Margin of safety (%) for first six months

$$ \text{MOS \%} = \frac{12,00,000}{30,00,000} \times 100 = 40\% $$

Step 3: Expected sales volume for the next six months

For the next six months, the company suffers a loss of ₹3,00,000.

We know:

$$ \text{Profit} = \text{Contribution} – \text{Fixed Cost} $$

Here, Profit = −₹3,00,000 (loss) and Fixed Cost = ₹9,00,000.

So,

Contribution (second half) = Fixed Cost − Loss = 9,00,000 − (−3,00,000) = 6,00,000

Using PV ratio of 50%:

$$ \text{Sales (second half)} = \frac{\text{Contribution}}{\text{PV Ratio}} = \frac{6,00,000}{0.5} = ₹12,00,000 $$

Step 4: Break-even point and margin of safety for the whole year

Total for the year

  • Total sales (year) = 30,00,000 + 12,00,000 = ₹42,00,000
  • Total fixed expenses (year) = 9,00,000 + 9,00,000 = ₹18,00,000
  • Total profit (year) = 6,00,000 − 3,00,000 = ₹3,00,000

Total contribution for the year:

Contribution (year) = Fixed cost (year) + Profit (year) = 18,00,000 + 3,00,000 = ₹21,00,000

You can check PV ratio again:

$$ \text{PV Ratio} = \frac{21,00,000}{42,00,000} = 0.5 = 50\% $$

Break-even sales for the year

$$ \text{Break-even Sales (year)} = \frac{18,00,000}{0.5} = ₹36,00,000 $$

Margin of safety (₹) for the year

$$ \text{MOS (₹, year)} = 42,00,000 – 36,00,000 = ₹6,00,000 $$

Margin of safety (%) for the year

$$ \text{MOS \% (year)} = \frac{6,00,000}{42,00,000} \times 100 \approx 14.29\% $$

Interpretation in practical terms

  • In the first half, the company was comfortably above break-even (40% margin of safety).
  • In the second half, sales dropped sharply to a level that could not even cover fixed costs, leading to a loss.
  • For the year as a whole, the business just manages a modest profit and the margin of safety is only about 14.29%, which is quite thin.

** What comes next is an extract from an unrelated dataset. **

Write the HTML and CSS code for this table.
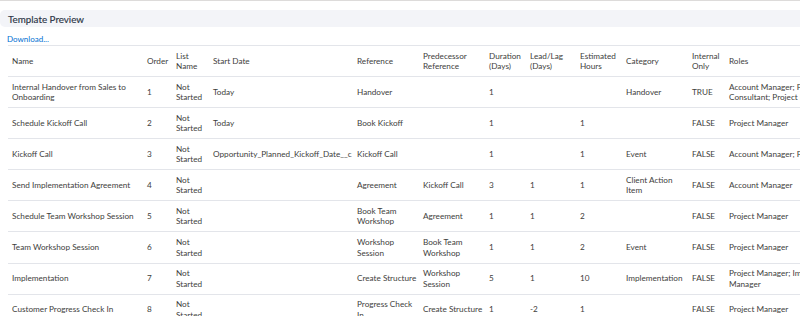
FILE: index.html
```html
<!DOCTYPE html>
<html>
<head>
<meta charset="utf-8">
<link rel="stylesheet" href="styles.css">
</head>
<body>
<div class="page">
  <div class="card-header"><h2 class="title">Template Preview</h2></div>
  <a class="download" href="#">Download...</a>
  <div class="table-wrap">
    <table class="preview">
      <colgroup>
        <col class="c-name"><col class="c-order"><col class="c-list"><col class="c-start"><col class="c-ref"><col class="c-pred"><col class="c-dur"><col class="c-lead"><col class="c-est"><col class="c-cat"><col class="c-int"><col class="c-roles">
      </colgroup>
      <thead>
        <tr><th>Name</th><th>Order</th><th>List Name</th><th>Start Date</th><th>Reference</th><th>Predecessor Reference</th><th>Duration (Days)</th><th>Lead/Lag (Days)</th><th>Estimated Hours</th><th>Category</th><th>Internal Only</th><th>Roles</th></tr>
      </thead>
      <tbody>
        <tr><td>Internal Handover from Sales to Onboarding</td><td>1</td><td>Not Started</td><td>Today</td><td>Handover</td><td></td><td>1</td><td></td><td></td><td>Handover</td><td>TRUE</td><td>Account Manager; Pre-Sales Consultant; Project Manager</td></tr>
        <tr><td>Schedule Kickoff Call</td><td>2</td><td>Not Started</td><td>Today</td><td>Book Kickoff</td><td></td><td>1</td><td></td><td>1</td><td></td><td>FALSE</td><td>Project Manager</td></tr>
        <tr><td>Kickoff Call</td><td>3</td><td>Not Started</td><td>Opportunity_Planned_Kickoff_Date__c</td><td>Kickoff Call</td><td></td><td>1</td><td></td><td>1</td><td>Event</td><td>FALSE</td><td>Account Manager; Project Manager</td></tr>
        <tr><td>Send Implementation Agreement</td><td>4</td><td>Not Started</td><td></td><td>Agreement</td><td>Kickoff Call</td><td>3</td><td>1</td><td>1</td><td>Client Action Item</td><td>FALSE</td><td>Account Manager</td></tr>
        <tr><td>Schedule Team Workshop Session</td><td>5</td><td>Not Started</td><td></td><td>Book Team Workshop</td><td>Agreement</td><td>1</td><td>1</td><td>2</td><td></td><td>FALSE</td><td>Project Manager</td></tr>
        <tr><td>Team Workshop Session</td><td>6</td><td>Not Started</td><td></td><td>Workshop Session</td><td>Book Team Workshop</td><td>1</td><td>1</td><td>2</td><td>Event</td><td>FALSE</td><td>Project Manager</td></tr>
        <tr><td>Implementation</td><td>7</td><td>Not Started</td><td></td><td>Create Structure</td><td>Workshop Session</td><td>5</td><td>1</td><td>10</td><td>Implementation</td><td>FALSE</td><td>Project Manager; Implementation Manager</td></tr>
        <tr><td>Customer Progress Check In</td><td>8</td><td>Not Started</td><td></td><td>Progress Check In</td><td>Create Structure</td><td>1</td><td>-2</td><td>1</td><td></td><td>FALSE</td><td>Project Manager</td></tr>
      </tbody>
    </table>
  </div>
</div>
</body>
</html>
```

FILE: styles.css
```css
html, body {
  margin: 0;
  padding: 0;
  background: #ffffff;
  overflow: hidden;
}
.page {
  border-top: 1px solid #dddbda;
  padding-top: 9px;
  font-family: "Lato", "Open Sans", sans-serif;
  color: #3e3e3c;
  overflow: hidden;
  width: 800px;
}
.card-header {
  background: #f3f4f8;
  border-radius: 5px 0 0 5px;
  height: 17px;
  display: flex;
  align-items: center;
  padding-left: 8px;
}
.title {
  margin: 0;
  font-size: 9.8px;
  font-weight: 400;
  color: #2b3545;
  -webkit-text-stroke: 0.15px #2b3545;
}
.download {
  display: block;
  margin: 6px 0 0 7px;
  height: 12px;
  line-height: 12px;
  font-size: 8px;
  color: #0070d2;
  text-decoration: none;
}
.table-wrap {
  padding-left: 8px;
}
.preview {
  table-layout: fixed;
  border-collapse: separate;
  border-spacing: 0;
  width: 863px;
  font-size: 8.2px;
  line-height: 10.5px;
}
.c-name { width: 135px; }
.c-order { width: 29px; }
.c-list { width: 37px; }
.c-start { width: 144px; }
.c-ref { width: 66px; }
.c-pred { width: 66px; }
.c-dur { width: 41px; }
.c-lead { width: 50px; }
.c-est { width: 46px; }
.c-cat { width: 66px; }
.c-int { width: 37px; }
.c-roles { width: 146px; }
.preview th,
.preview td {
  box-sizing: border-box;
  height: 31.1px;
  padding: 0 2px 0 4px;
  text-align: left;
  vertical-align: middle;
  font-weight: 400;
  border-bottom: 1px solid #e3e5ea;
  overflow: hidden;
}
.preview th {
  border-top: 1px solid #e3e5ea;
  height: 32px;
}
```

Any further drop in sales would push it back into loss.

Real-life lesson: In many seasonal businesses (like soft drinks or tourism), first-half and second-half performances differ sharply. CVP analysis like this helps managers plan cost cuts, marketing pushes, or new products for the weak season, instead of being surprised by losses at year-end.